In women, the right ovary and right fallopian tube are located in this quadrant. A small portion of the bladder and, in women, part of the uterus also extend into this region. The right iliac artery, a major blood vessel supplying the leg, runs through here as well.
RLQ pain is the classic presentation for appendicitis, which often starts as vague discomfort around the belly button before migrating to the lower right. Other conditions that cause pain here include inflammatory bowel disease, irritable bowel syndrome, and colon inflammation. In women, ovarian cysts, ovarian torsion, ectopic pregnancy, and pelvic inflammatory disease are all possible causes of right lower quadrant pain.
Left Lower Quadrant (LLQ)
The left lower quadrant contains the lower portion of the descending colon and the sigmoid colon, an S-shaped segment that connects to the rectum. Like the right side, this quadrant also holds a section of small intestine and, in women, the left ovary and left fallopian tube. Part of the bladder and uterus can extend into this region as well.
Diverticulitis is the condition most closely associated with LLQ pain. It occurs when small pouches in the colon wall become inflamed or infected, and in Western populations these pouches form most often in the sigmoid colon. Colitis, irritable bowel syndrome, and kidney stones on the left side also cause pain here. In women, the same gynecologic conditions that affect the RLQ (ectopic pregnancy, ovarian cysts, torsion) can mirror on the left side.
Structures That Span Multiple Quadrants
Several organs don’t fit neatly into one quadrant. The small intestine loops extensively through all four quadrants but is most concentrated in the central and lower abdomen. The transverse colon crosses the upper abdomen from right to left. The pancreas stretches from the RUQ (its head) through the midline to the LUQ (its tail). The bladder and uterus sit low and central, straddling the line between the two lower quadrants.
Major blood vessels also run through the center. The abdominal aorta travels along the spine, slightly left of the midline, before splitting into two branches (the common iliac arteries) near the level of the belly button. The inferior vena cava, the body’s largest vein, runs along the right side of the spine, carrying blood back to the heart. Because these vessels sit behind the organs, they aren’t typically associated with quadrant-specific pain, but conditions like an aortic aneurysm can produce deep abdominal or back pain.
The Nine-Region Alternative
Doctors sometimes use a more detailed map that divides the abdomen into nine regions instead of four.
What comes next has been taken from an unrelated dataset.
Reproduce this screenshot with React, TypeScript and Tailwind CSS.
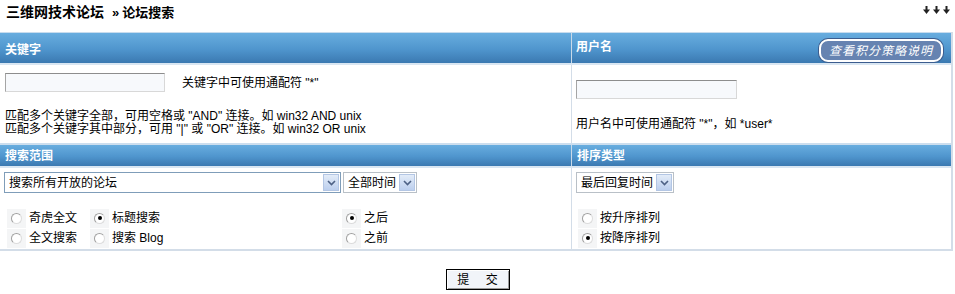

This grid is created by four lines: two vertical lines dropping from the midpoint of each collarbone, and two horizontal lines, one at the bottom of the ribs and one at the top of the hip bones. The result is nine boxes with names like the epigastric region (upper center, over the stomach), the umbilical region (around the belly button), and the hypogastric region (lower center, over the bladder).
The nine-region system is more precise for pinpointing organ locations, but the four-quadrant model remains the standard shorthand in emergency and primary care settings because it’s faster and easier to communicate. If you’re describing pain to a doctor, pointing to the correct quadrant is a useful first step that immediately narrows the list of likely causes.